If you are a corporation, limited liability company or other entity, all of the your holders of a legal or beneficial interest of 5% or more must execute a Personal Guaranty upon becoming a franchisee that will also, among other matters, require them to jointly and severally guarantee your payment and performance under this Agreement and any other agreements between you and either DDF. Any other persons providing substantial capital for your operations must also execute a Personal Guaranty. DDF reserves the right to require any guarantor to provide personal financial statements at any time upon request.

Item 16: RESTRICTIONS ON WHAT THE FRANCHISEE MAY SELL

You must offer and sell all goods and services that we require for all franchisees.
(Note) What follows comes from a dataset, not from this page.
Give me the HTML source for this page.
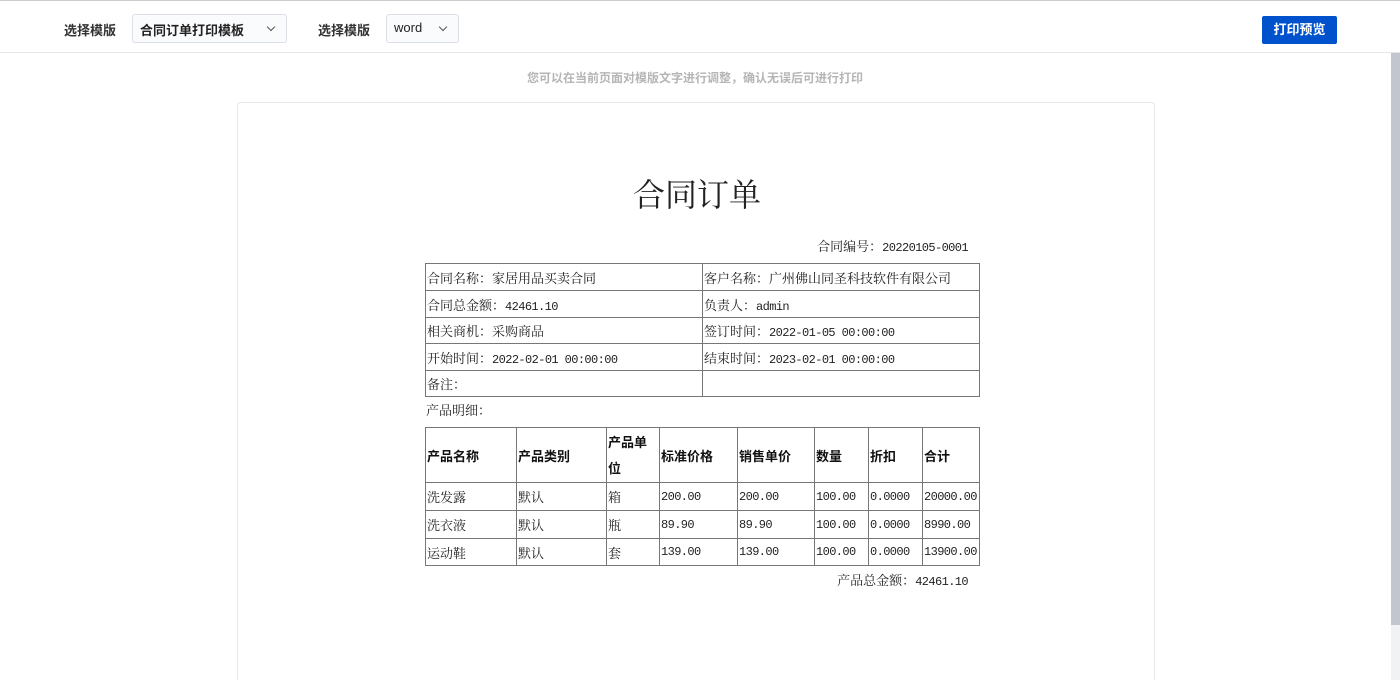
<!DOCTYPE html>
<html><head><meta charset="utf-8"><style>
*{margin:0;padding:0;box-sizing:border-box}
html{height:680px;overflow:hidden}
body{width:1400px;height:680px;overflow:hidden;background:#fff;font-family:"Liberation Sans","Noto Sans CJK SC",sans-serif;position:relative}
.a{position:absolute}
.hdr{left:0;top:0;width:1400px;height:53px;border-top:1px solid #ccc;border-bottom:1px solid #e6e6e6;background:#fff}
.lbl{font-size:13px;color:#333;font-weight:bold;top:20px}
.sel{top:14px;height:29px;border:1px solid #dcdfe6;border-radius:3px;background:#fafbfd;font-size:13px;color:#222;padding:5px 7px;font-weight:bold}
.chev{position:absolute;right:12px;top:9px;width:6px;height:6px;border-right:1.2px solid #555;border-bottom:1.2px solid #555;transform:rotate(45deg)}
.btn{left:1262px;top:16px;width:75px;height:28px;background:#0052cc;border-radius:2px;color:#fff;font-size:13px;font-weight:bold;text-align:center;line-height:28px}
.sb{left:1391px;top:53px;width:9px;height:572px;background:#c1c6cf}
.sbt{left:1391px;top:625px;width:9px;height:55px;background:#f1f2f4}
.tip{left:0;width:1390px;top:69px;text-align:center;font-size:12px;color:#b5b5b5;font-weight:bold}
.card{left:237px;top:102px;width:918px;height:578px;border:1px solid #e8e8e8;border-bottom:none;border-radius:4px 4px 0 0}
.doc{font-family:"Noto Serif CJK SC","Liberation Serif",serif;color:#222;font-size:13px}
.n{font-family:"Liberation Mono",monospace;font-size:12px;letter-spacing:-0.6px}
table{border-collapse:collapse;position:absolute;table-layout:fixed}
td{border:1px solid #777;padding:0 1px;font-size:13px;font-family:"Noto Serif CJK SC",serif;color:#222;white-space:nowrap;overflow:hidden}
th{border:1px solid #777;padding:0 1px;font-size:13px;font-family:"Noto Sans CJK SC",sans-serif;font-weight:bold;text-align:left;color:#111;line-height:27px}
</style></head><body>
<div class="a hdr"></div>
<div class="a lbl" style="left:64px">选择模版</div>
<div class="a sel" style="left:132px;width:155px">合同订单打印模板<span class="chev"></span></div>
<div class="a lbl" style="left:318px">选择模版</div>
<div class="a sel" style="left:386px;width:73px;font-weight:normal">word<span class="chev"></span></div>
<div class="a btn">打印预览</div>
<div class="a sb"></div><div class="a sbt"></div>
<div class="a tip">您可以在当前页面对模版文字进行调整，确认无误后可进行打印</div>
<div class="a card"></div>
<div class="a doc" style="left:420px;width:554px;top:168px;text-align:center;font-size:32px;line-height:50px">合同订单</div>
<div class="a doc" style="left:700px;width:268px;top:236px;text-align:right">合同编号：<span class="n">20220105-0001</span></div>
<table style="left:425px;top:263px;width:554px">
<colgroup><col style="width:277px"><col style="width:277px"></colgroup>
<tr style="height:27px"><td>合同名称：家居用品买卖合同</td><td>客户名称：广州佛山同圣科技软件有限公司</td></tr>
<tr style="height:27px"><td>合同总金额：<span class="n">42461.10</span></td><td>负责人：<span class="n">admin</span></td></tr>
<tr style="height:26px"><td>相关商机：采购商品</td><td>签订时间：<span class="n">2022-01-05 00:00:00</span></td></tr>
<tr style="height:27px"><td>开始时间：<span class="n">2022-02-01 00:00:00</span></td><td>结束时间：<span class="n">2023-02-01 00:00:00</span></td></tr>
<tr style="height:26px"><td>备注：</td><td></td></tr>
</table>
<div class="a doc" style="left:426px;top:400px">产品明细：</div>
<table style="left:425px;top:427px;width:554px">
<colgroup><col style="width:91px"><col style="width:90px"><col style="width:53px"><col style="width:78px"><col style="width:77px"><col style="width:54px"><col style="width:54px"><col style="width:57px"></colgroup>
<tr style="height:55px"><th>产品名称</th><th>产品类别</th><th style="white-space:normal;line-height:26px">产品单位</th><th>标准价格</th><th>销售单价</th><th>数量</th><th>折扣</th><th>合计</th></tr>
<tr style="height:28px"><td>洗发露</td><td>默认</td><td>箱</td><td class="n">200.00</td><td class="n">200.00</td><td class="n">100.00</td><td class="n">0.0000</td><td class="n">20000.00</td></tr>
<tr style="height:28px"><td>洗衣液</td><td>默认</td><td>瓶</td><td class="n">89.90</td><td class="n">89.90</td><td class="n">100.00</td><td class="n">0.0000</td><td class="n">8990.00</td></tr>
<tr style="height:27px"><td>运动鞋</td><td>默认</td><td>套</td><td class="n">139.00</td><td class="n">139.00</td><td class="n">100.00</td><td class="n">0.0000</td><td class="n">13900.00</td></tr>
</table>
<div class="a doc" style="left:700px;width:268px;top:570px;text-align:right">产品总金额：<span class="n">42461.10</span></div>
</body></html>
We have the right to add or remove authorized products or services offered by franchisees. There are no limits to our right to add or remove products or services offered by franchisees. Some products and services offered will be optional as among franchisees based on market, distribution, legal and unit conditions. These will be determined by us, in our sole discretion, on a case-by-case basis. You must keep the Franchised Business open and in normal operation for the minimum hours and days as we require in the Manual or otherwise in writing except as may be limited by local governmental regulations or the landlord of the Premises’ rules and regulations. You must not allow the use of the Premises for any other purpose or activity at any time without first obtaining our written consent. This prohibition is extended to but not limited to the production, storage, and/or distribution of any other frozen beaded product. There are no restrictions on the customers you may serve except as provided in this Item. Sales to customers over the internet are prohibited. You must not offer any goods or services without our written consent.